Monday, 12 January 2015

Microblog Monday- Preschool

Frostina has started preschool and the transition has not been easy.

I had to pick her up the first day after a few hours because she wouldn't stop crying. *Hear that, that's my heart breaking a little bit*

It's still very early days but she cries every day when I drop her off. And that makes me sad.

Plus, this has triggered severe separation anxiety with her and nightmares. Oh, and now she's afraid of the dark because of the scary dreams.

Please tell me this will pass soon. I'm not sure how long I can take it. My happy, sunny little girl is an anxiety ridden ball of emotions right now.

Sunday, 4 January 2015

What To Do?

For many years this space has been my haven, my sanctuary, and my support system.

When I began I was broken,,,, completely. I was empty and was desperately reaching out for help. I  needed to find people like me. People who had suffered unthinkable loss. I had to know I wasn't alone.

And I found it, and so much more.

I truly believe that blogging, and the connections I made here saved my sanity. It was the extra bit of therapy that I needed. I owe this space and all of you my life.

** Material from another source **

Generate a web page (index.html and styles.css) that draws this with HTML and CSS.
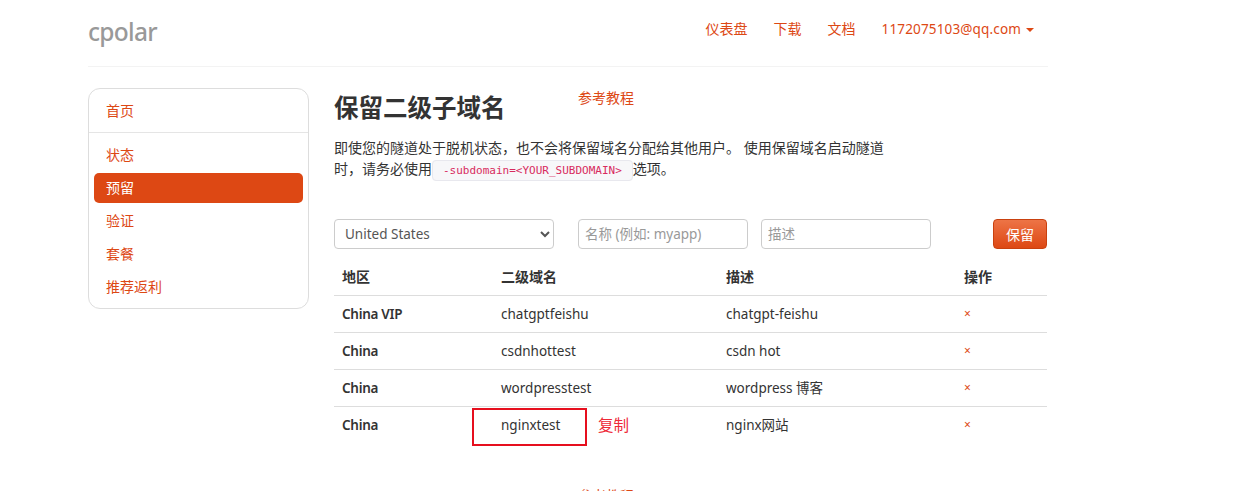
FILE: index.html
```html
<!DOCTYPE html>
<html lang="zh">
<head>
<meta charset="utf-8">
<title>cpolar</title>
<link rel="stylesheet" href="styles.css">
</head>
<body>
<div class="page">
  <header class="topbar">
    <a class="brand">cpolar</a>
    <nav class="topnav">
      <a>仪表盘</a>
      <a>下载</a>
      <a>文档</a>
      <a class="user">1172075103@qq.com<span class="caret"></span></a>
    </nav>
  </header>
  <div class="layout">
    <aside class="sidebar">
      <a class="side-item">首页</a>
      <div class="side-divider"></div>
      <a class="side-item">状态</a>
      <a class="side-item active">预留</a>
      <a class="side-item">验证</a>
      <a class="side-item">套餐</a>
      <a class="side-item">推荐返利</a>
    </aside>
    <main class="content">
      <div class="title-row">
        <h1>保留二级子域名</h1>
        <a class="ref">参考教程</a>
      </div>
      <p class="intro">即使您的隧道处于脱机状态，也不会将保留域名分配给其他用户。 使用保留域名启动隧道时，请务必使用<code>-subdomain=&lt;YOUR_SUBDOMAIN&gt;</code>选项。</p>
      <form class="reserve">
        <select class="field region"><option>United States</option></select>
        <input class="field name" placeholder="名称 (例如: myapp)">
        <input class="field desc" placeholder="描述">
        <button class="save" type="button">保留</button>
      </form>
      <table>
        <thead>
          <tr><th class="c1">地区</th><th class="c2">二级域名</th><th class="c3">描述</th><th>操作</th></tr>
        </thead>
        <tbody>
          <tr><td class="region-cell">China VIP</td><td>chatgptfeishu</td><td>chatgpt-feishu</td><td class="del">×</td></tr>
          <tr><td class="region-cell">China</td><td>csdnhottest</td><td>csdn hot</td><td class="del">×</td></tr>
          <tr><td class="region-cell">China</td><td>wordpresstest</td><td>wordpress 博客</td><td class="del">×</td></tr>
          <tr><td class="region-cell">China</td><td class="marked">nginxtest<span class="mark-box"></span><span class="mark-copy">复制</span></td><td>nginx网站</td><td class="del">×</td></tr>
        </tbody>
      </table>
      <a class="ref bottom-ref">参考教程</a>
    </main>
  </div>
</div>
</body>
</html>
```
FILE: styles.css
```css
* { box-sizing: border-box; }
html, body { margin: 0; height: 491px; overflow: hidden; background: #fff; }
body {
  font-family: "Noto Sans", "Noto Sans CJK SC", sans-serif;
  font-size: 14px;
  line-height: 20px;
  color: #333;
}
a { color: #dd4814; text-decoration: none; }
.page { width: 960px; margin-left: 88px; }

.topbar {
  height: 67px;
  border-bottom: 1px solid #f3f3f3;
  display: flex;
  justify-content: space-between;
  align-items: flex-start;
}
.brand { font-size: 24.5px; line-height: 32px; margin-top: 16px; color: #999; font-weight: 500; letter-spacing: -0.7px; }
.topnav { display: flex; gap: 26px; padding: 19px 14px 0 0; font-size: 14px; }
.user { display: flex; align-items: center; font-size: 13.5px; letter-spacing: 0.15px; }
.caret {
  width: 0; height: 0; margin-left: 5px; margin-top: 1px;
  border-left: 4px solid transparent;
  border-right: 4px solid transparent;
  border-top: 4px solid #dd4814;
}

.layout { display: flex; margin-top: 21px; }
.sidebar {
  width: 221px;
  height: 221px;
  border: 1px solid #ddd;
  border-radius: 12px;
  padding: 7px 5px 5px;
  flex: none;
}
.side-item {
  display: block;
  height: 30px;
  line-height: 30px;
  padding-left: 12px;
  margin-bottom: 3px;
  border-radius: 5px;
  font-size: 14px;
}
.side-item.active { background: #dd4814; color: #fff; }
.side-divider { height: 1px; background: #e5e5e5; margin: 6px -5px 7px; }

.content { margin-left: 25px; width: 713px; position: relative; }
.title-row { display: flex; align-items: flex-start; height: 42px; }
h1 { margin: 0; width: 244px; font-size: 24.5px; line-height: 40px; font-weight: 700; color: #333; }
.ref { font-size: 14px; line-height: 20px; }
.intro { margin: 7px 0 0; width: 552px; line-height: 21px; font-size: 14px; }
code {
  font-family: "DejaVu Sans Mono", monospace;
  font-size: 11px;
  line-height: 1;
  color: #d72b5e;
  background: #f7f7f9;
  border: 1px solid #e8e8ee;
  border-radius: 4px;
  padding: 3px 10px;
}

.reserve { display: flex; align-items: center; margin-top: 40px; height: 30px; }
.field {
  height: 30px;
  border: 1px solid #ccc;
  border-radius: 4px;
  background: #fff;
  font-family: inherit;
  font-size: 13.5px;
  color: #555;
}
.region { width: 220px; padding-left: 6px; }
.name { width: 170px; margin-left: 24px; padding: 0 6px; }
.desc { width: 170px; margin-left: 13px; padding: 0 6px; }
.field::placeholder { color: #999; opacity: 1; }
.save {
  width: 54px; height: 30px; margin-left: 62px;
  border: 1px solid #c9410f;
  border-radius: 4px;
  background: linear-gradient(#ed7446, #dd4814);
  color: #fff;
  font-family: inherit;
  font-size: 14px;
  padding: 0;
}

table { width: 713px; margin-top: 10px; border-collapse: collapse; table-layout: fixed; }
th, td { padding: 0 8px; text-align: left; height: 37px; font-size: 13.5px; color: #333; }
th { height: 36px; font-size: 14px; font-weight: 600; border-bottom: 1px solid #ddd; }
tbody tr + tr td { border-top: 1px solid #ddd; }
.c1 { width: 159px; }
.c2 { width: 225px; }
.c3 { width: 238px; }
.region-cell { font-size: 13.5px; font-weight: 600; letter-spacing: -0.3px; }
.del { color: #dd4814; font-size: 12px; padding-top: 1px; }
.marked { position: relative; }
.mark-box {
  position: absolute; left: -21px; top: 1px;
  width: 115px; height: 38px;
  border: 2px solid #e60f1e;
}
.mark-copy {
  position: absolute; left: 105px; top: 8px;
  color: #ee2a38; font-size: 15.5px;
}
.bottom-ref { position: absolute; left: 244px; top: 398px; }
```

But lately I find I have nothing to say. Partly because with 2 little girls to take care of my brain is fried,,,, and partly because I feel like maybe I've said it all.

I never wanted to be a Mommy blogger.

Nothing against Mommy bloggers, but I just don't really want to write about potty training (good days and bad days) and starting solids with my little one (going very well).

Or do I??

As I see more and more of my people, the people who were blogging furiously when I was. When I see these blogs go inactive. When I look at my reader and see hardly any new posts, I start to wonder if it's time for me to say goodbye as well.

I don't really want to, but I don't have much to say right now.

I am torn, do I keep this up but just at a very sporadic pace??

Or do I accept that I have found My New Normal and go about my daily life without documenting it here?